What needs to be done: In how many lines does the string "this" appear? Answer with the number only.

———

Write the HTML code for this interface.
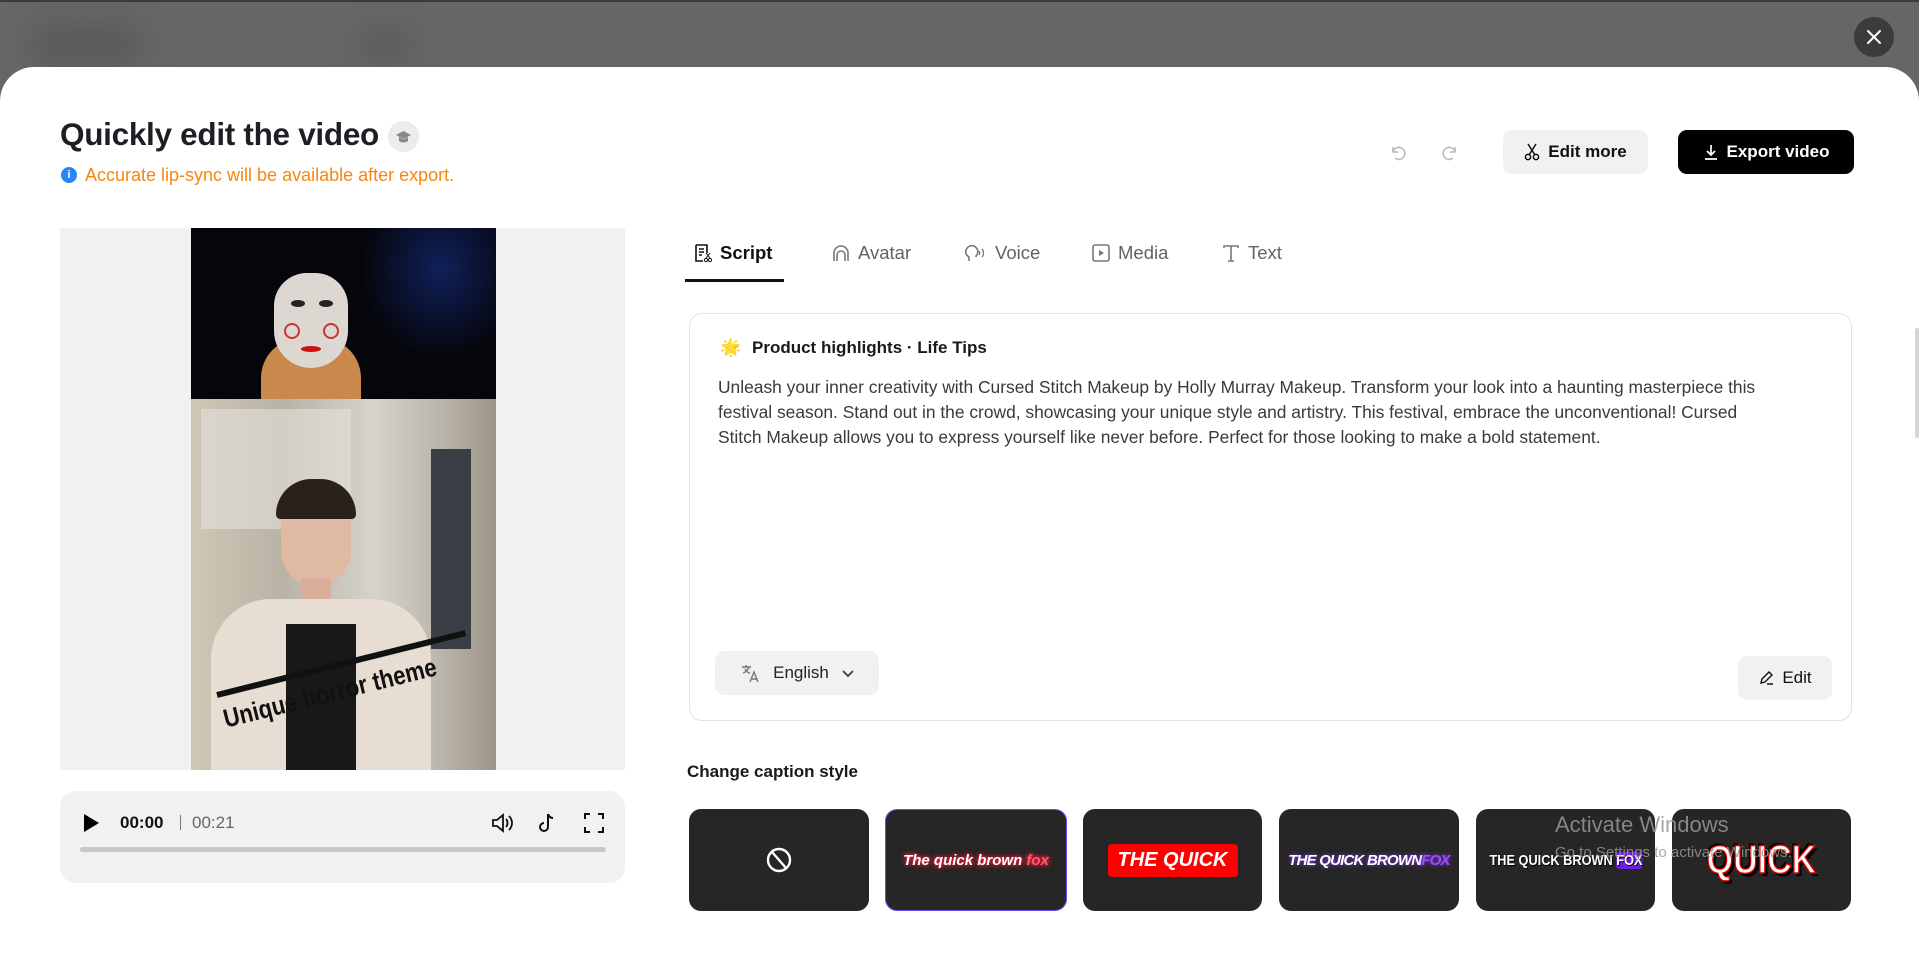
<!DOCTYPE html>
<html><head><meta charset="utf-8"><style>
*{margin:0;padding:0;box-sizing:border-box}
body{width:1919px;height:911px;overflow:hidden;background:#666;font-family:"Liberation Sans",Arial,sans-serif;position:relative;color:#1f1f1f}
.abs{position:absolute}
.topline{left:0;top:0;width:1919px;height:2px;background:#3c3c3c}
.close{left:1854px;top:17px;width:40px;height:40px;border-radius:50%;background:#3b3b3b}
.modal{left:0;top:67px;width:1919px;height:900px;background:#fff;border-radius:34px 34px 0 0}
.title{left:60px;top:116px;font-size:31.5px;font-weight:bold;color:#1c1f23;letter-spacing:-0.3px}
.cap{left:388px;top:121px;width:31px;height:31px;border-radius:50%;background:#ececec}
.info{left:61px;top:165px;font-size:18px;color:#f5870f}
.infoi{left:61px;top:167px;width:16px;height:16px;border-radius:50%;background:#2b86f5;color:#fff;font-size:11px;font-weight:bold;text-align:center;line-height:16px}
.btn{border-radius:9px;font-size:17px;font-weight:bold;display:flex;align-items:center;justify-content:center;gap:8px;white-space:nowrap}
.tab{top:242px;font-size:18.5px;color:#606366;display:flex;align-items:center;gap:7px}
.card{left:689px;top:313px;width:1163px;height:408px;border:1px solid #e4e4e4;border-radius:13px}
.body{left:718px;top:375px;font-size:17.4px;line-height:25px;color:#3a3a3a;width:1130px;white-space:nowrap}
.tile{top:809px;height:102px;border-radius:12px;background:#262626;overflow:hidden;display:flex;align-items:center;justify-content:center;white-space:nowrap}
</style></head><body>
<div class="abs topline"></div>
<div class="abs" style="left:30px;top:25px;width:110px;height:40px;background:#5a5a5a;filter:blur(14px);border-radius:20px"></div>
<div class="abs" style="left:360px;top:30px;width:50px;height:30px;background:#5c5c5c;filter:blur(12px)"></div>
<div class="abs close"><svg width="40" height="40"><path d="M14 14L26 26M26 14L14 26" stroke="#fff" stroke-width="2" stroke-linecap="round"/></svg></div>
<div class="abs modal"></div>

<div class="abs title">Quickly edit the video</div>
<div class="abs cap"><svg width="31" height="31"><path d="M8 14l7.5-4 7.5 4-7.5 4z" fill="#888"/><path d="M11 16v4c2 2 7 2 9 0v-4l-4.5 2.5z" fill="#888"/></svg></div>
<div class="abs infoi">i</div>
<div class="abs info" style="left:85px">Accurate lip-sync will be available after export.</div>

<svg class="abs" style="left:1387px;top:142px" width="22" height="22"><path d="M6 5v5h5M6 10a6 6 0 1 1 2 6" fill="none" stroke="#bbb" stroke-width="1.6"/></svg>
<svg class="abs" style="left:1439px;top:142px" width="22" height="22"><path d="M16 5v5h-5M16 10a6 6 0 1 0-2 6" fill="none" stroke="#bbb" stroke-width="1.6"/></svg>
<div class="abs btn" style="left:1503px;top:130px;width:145px;height:44px;background:#f1f1f1;color:#111"><svg width="16" height="18"><circle cx="4" cy="14" r="2.6" fill="none" stroke="#111" stroke-width="1.5"/><circle cx="12" cy="14" r="2.6" fill="none" stroke="#111" stroke-width="1.5"/><path d="M5 12L12 1M11 12L4 1" stroke="#111" stroke-width="1.5"/></svg>Edit more</div>
<div class="abs btn" style="left:1678px;top:130px;width:176px;height:44px;background:#000;color:#fff"><svg width="16" height="18"><path d="M8 2v10M4 8l4 4 4-4M2 16h12" fill="none" stroke="#fff" stroke-width="1.7"/></svg>Export video</div>

<!-- video -->
<div class="abs" style="left:60px;top:228px;width:565px;height:542px;background:#f1f1f1"></div>
<div class="abs" style="left:191px;top:228px;width:305px;height:171px;background:radial-gradient(ellipse 80px 90px at 250px 40px,#10205a 0,transparent 100%),#05060c;overflow:hidden">
<div class="abs" style="left:70px;top:110px;width:100px;height:61px;background:#c9884c;border-radius:40px 40px 0 0"></div>
<div class="abs" style="left:83px;top:45px;width:74px;height:95px;background:#dcd7d1;border-radius:40px 40px 45px 45px"></div>
<div class="abs" style="left:100px;top:72px;width:14px;height:7px;background:#222;border-radius:50%"></div>
<div class="abs" style="left:128px;top:72px;width:14px;height:7px;background:#222;border-radius:50%"></div>
<div class="abs" style="left:93px;top:95px;width:16px;height:16px;border:2px solid #c33;border-radius:50%"></div>
<div class="abs" style="left:132px;top:95px;width:16px;height:16px;border:2px solid #c33;border-radius:50%"></div>
<div class="abs" style="left:110px;top:118px;width:20px;height:6px;background:#c11;border-radius:50%"></div>
</div>
<div class="abs" style="left:191px;top:399px;width:305px;height:371px;background:linear-gradient(90deg,#cfc7b5 0,#b9b3a6 30%,#d6d3cb 60%,#bdb8ae 80%,#9c9488 100%);overflow:hidden">
<div class="abs" style="left:10px;top:10px;width:150px;height:120px;background:#e3e1da;opacity:.6"></div>
<div class="abs" style="left:240px;top:50px;width:40px;height:200px;background:#3a3e45"></div>
<div class="abs" style="left:90px;top:95px;width:70px;height:92px;background:#e0b9a3;border-radius:35px 35px 40px 40px"></div>
<div class="abs" style="left:85px;top:80px;width:80px;height:40px;background:#2a211d;border-radius:40px 40px 5px 5px"></div>
<div class="abs" style="left:110px;top:180px;width:30px;height:40px;background:#d9ae98"></div>
<div class="abs" style="left:20px;top:200px;width:220px;height:200px;background:#e7ddd3;border-radius:60px 60px 0 0"></div>
<div class="abs" style="left:95px;top:225px;width:70px;height:160px;background:#181818"></div>
</div>
<div class="abs" style="left:217px;top:692px;width:256px;height:6px;background:#111;transform:rotate(-14deg);transform-origin:left"></div>
<div class="abs" style="left:224px;top:704px;font-size:26px;font-weight:bold;color:#111;transform:rotate(-14deg) scaleX(0.85);transform-origin:left;white-space:nowrap">Unique horror theme</div>

<div class="abs" style="left:60px;top:791px;width:565px;height:92px;background:#f1f1f1;border-radius:16px"></div>
<svg class="abs" style="left:82px;top:813px" width="20" height="20"><path d="M2 1l15 9-15 9z" fill="#000"/></svg>
<div class="abs" style="left:120px;top:813px;font-size:17px;font-weight:bold;color:#111">00:00</div>
<div class="abs" style="left:180px;top:815px;width:1px;height:15px;background:#777"></div>
<div class="abs" style="left:192px;top:813px;font-size:17px;color:#666">00:21</div>
<svg class="abs" style="left:490px;top:811px" width="24" height="24"><path d="M3 9h4l6-5v16l-6-5H3z" fill="none" stroke="#111" stroke-width="1.8"/><path d="M16 8c2 2 2 6 0 8M19 5c4 4 4 10 0 14" fill="none" stroke="#111" stroke-width="1.8"/></svg>
<svg class="abs" style="left:536px;top:811px" width="24" height="24"><path d="M12 3v13a4 4 0 1 1-4-4M12 3c1 3 3 4 5 4" fill="none" stroke="#111" stroke-width="2"/></svg>
<svg class="abs" style="left:582px;top:811px" width="24" height="24"><path d="M3 8V3h5M16 3h5v5M21 16v5h-5M8 21H3v-5" fill="none" stroke="#111" stroke-width="2"/></svg>
<div class="abs" style="left:80px;top:847px;width:526px;height:5px;background:#c8c8c8;border-radius:3px"></div>

<!-- tabs -->
<div class="abs tab" style="left:693px;color:#111;font-weight:bold"><svg width="20" height="20"><path d="M3 2h11v8M3 2v16h7M6 6h5M6 9h5M6 12h3" fill="none" stroke="#111" stroke-width="1.6"/><circle cx="13" cy="17" r="1.6" fill="none" stroke="#111"/><circle cx="17" cy="17" r="1.6" fill="none" stroke="#111"/><path d="M13 15l4-5M17 15l-4-5" stroke="#111"/></svg>Script</div>
<div class="abs" style="left:685px;top:279px;width:99px;height:3px;background:#111"></div>
<div class="abs tab" style="left:831px"><svg width="20" height="20"><path d="M3 18V10a7 7 0 0 1 14 0v8M6 18v-6a4 4 0 0 1 8 0v6" fill="none" stroke="#777" stroke-width="1.6"/></svg>Avatar</div>
<div class="abs tab" style="left:964px"><svg width="24" height="20"><path d="M5 18v-4a6 6 0 1 1 7-1v1" fill="none" stroke="#777" stroke-width="1.6"/><path d="M15 8c1 1 1 3 0 4M18 6c2 2 2 6 0 8" fill="none" stroke="#777" stroke-width="1.3"/></svg>Voice</div>
<div class="abs tab" style="left:1091px"><svg width="20" height="20"><rect x="2" y="2" width="16" height="16" rx="2" fill="none" stroke="#777" stroke-width="1.6"/><path d="M8 7l5 3-5 3z" fill="#777"/></svg>Media</div>
<div class="abs tab" style="left:1221px"><svg width="20" height="20"><path d="M3 5V3h14v2M10 3v15M7 18h6" fill="none" stroke="#777" stroke-width="1.6"/></svg>Text</div>

<!-- script card -->
<div class="abs card"></div>
<div class="abs" style="left:720px;top:338px;font-size:17px">🌟</div>
<div class="abs" style="left:752px;top:338px;font-size:17px;font-weight:bold;color:#1a1a1a">Product highlights · Life Tips</div>
<div class="abs body">Unleash your inner creativity with Cursed Stitch Makeup by Holly Murray Makeup. Transform your look into a haunting masterpiece this<br>festival season. Stand out in the crowd, showcasing your unique style and artistry. This festival, embrace the unconventional! Cursed<br>Stitch Makeup allows you to express yourself like never before. Perfect for those looking to make a bold statement.</div>
<div class="abs btn" style="left:715px;top:651px;width:164px;height:44px;background:#f1f1f1;color:#222;font-weight:normal;font-size:17px;gap:12px"><svg width="22" height="22"><path d="M3 5h9M7 3v2M4 11c3-1 5-3 6-6M6 7c1 2 3 4 5 4" fill="none" stroke="#777" stroke-width="1.4"/><path d="M11 20l4-10 4 10M12.5 17h5" fill="none" stroke="#777" stroke-width="1.4"/></svg>English<svg width="14" height="14"><path d="M2 5l5 5 5-5" fill="none" stroke="#333" stroke-width="1.6"/></svg></div>
<div class="abs btn" style="left:1738px;top:656px;width:94px;height:44px;background:#f1f1f1;color:#111;font-weight:normal"><svg width="16" height="16"><path d="M3 13l1-4 7-7 3 3-7 7zM9 14h6" fill="none" stroke="#111" stroke-width="1.4"/></svg>Edit</div>

<div class="abs" style="left:687px;top:762px;font-size:17px;font-weight:bold;color:#1a1a1a">Change caption style</div>

<div class="abs tile" style="left:689px;width:180px"><svg width="28" height="28"><circle cx="14" cy="14" r="11" fill="none" stroke="#fff" stroke-width="2.4"/><path d="M7 6l14 16" stroke="#fff" stroke-width="2.4"/></svg></div>
<div class="abs tile" style="left:885px;width:182px;border:1.5px solid #6b4cf5"><span style="color:#fff;font-weight:bold;font-style:italic;font-size:15px;text-shadow:0 0 4px #ff1a3c,0 0 6px #ff1a3c">The quick brown <span style="color:#ff5a6a">fox</span></span></div>
<div class="abs tile" style="left:1083px;width:179px"><span style="background:#f00;color:#fff;font-weight:bold;font-style:italic;font-size:20px;padding:5px 10px;border-radius:4px">THE QUICK</span></div>
<div class="abs tile" style="left:1279px;width:180px"><span style="color:#fff;font-weight:bold;font-style:italic;font-size:15px;letter-spacing:-0.8px;text-shadow:0 0 4px #8a3cff">THE QUICK BROWN<span style="color:#9d4dff">FOX</span></span></div>
<div class="abs tile" style="left:1476px;width:179px"><span style="color:#fff;font-weight:bold;font-size:15px;display:inline-block;transform:scaleX(0.85);text-shadow:1px 1px 0 #000">THE QUICK BROWN <span style="background:#6a1fe0;border-radius:3px">FOX</span></span></div>
<div class="abs tile" style="left:1672px;width:179px"><span style="color:#fff;font-weight:bold;font-size:40px;display:inline-block;transform:scaleX(0.85);-webkit-text-stroke:1.5px #d00;text-shadow:3px 3px 0 #000,-2px -2px 0 #000">QUICK</span></div>

<div class="abs" style="left:1555px;top:812px;font-size:22px;color:rgba(150,150,150,.85)">Activate Windows</div>
<div class="abs" style="left:1555px;top:844px;font-size:15px;color:rgba(150,150,150,.85)">Go to Settings to activate Windows.</div>
<div class="abs" style="left:1915px;top:328px;width:4px;height:110px;background:#d6d6d6;border-radius:2px"></div>
</body></html>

———

Full solution: 2